Krzesło kupić można wyłącznie w Stanach Zjednoczonych, ale…
W Europie sprzedawane jest w zasadzie identyczne krzesło Recaro Exo Platinum Sky, w cenie 1249 euro (ok. 5850 złotych). Jak mówi karta produktu, oba krzesła są wykonane z tych samych oddychających tkanin, mają ten sam podłokietnik 5D, tę samą aluminiową podstawę i nośność do 150 kg.
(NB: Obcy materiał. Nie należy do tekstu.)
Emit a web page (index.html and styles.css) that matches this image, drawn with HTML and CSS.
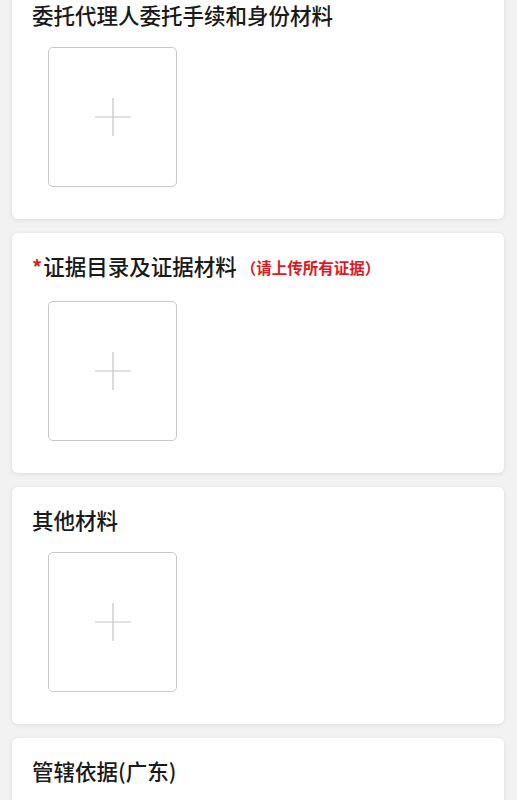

Jedyną różnicą jest wykończenie – fotel Porsche Gaming Chair nawiązuje stylistyką do Porsche 911 GT3 R, a nawet ma logo samochodu wyhaftowane na zagłówku.
Recaro Exo Platinum Sky. | Źródło: Recaro
W tym wypadku przepłacacie tylko za markę Recaro, a nie Recaro i Porsche Design razem wzięte. 😉
A może lepiej kupić ergonomiczne krzesło biurowe i samochód?
Mając 10800 złotych w portfelu, czując chęć zakupu fotela gamingowego i pociąg do motoryzacji, z pewnością nie kupiłbym fotela od Recaro i Porsche Design. Zamiast tego wybrałbym się do sklepu IKEA, za 699 złotych kupił krzesło IKEA Markus (albo poczekał na promocję i wyrwał je stówkę taniej), a za 10 000 złotych poszukałbym samochodu gruza na zimę. E36 od Julii z opisem BMW E36 2.8 kubełki hydro skręty wojownik!! wydaje się idealny. Pokochałem ten tytuł ogłoszenia. No i ma kubełkowe siedzenia.
Źródło: zrzut ekranu z OLX, zgodnie z prawem cytatu, fot. Julia
Źródło: zrzut ekranu z OLX, zgodnie z prawem cytatu, fot. Julia
Kontrowersyjnie? Być może, ale… za 10 tysięcy złotych wciąż da się kupić ciekawe auto z fotelami kubełkowymi (to lub inne), a za resztę pieniędzy sprawić sobie wygodny fotel komputerowy. W każdym razie założę się, że każdy z Was znajdzie swój sposób na wydanie 10 800 złotych.
A może kto z Was mimo wszystko zapłaciłby 10 800 złotych za propozycję Recaro i Porsche?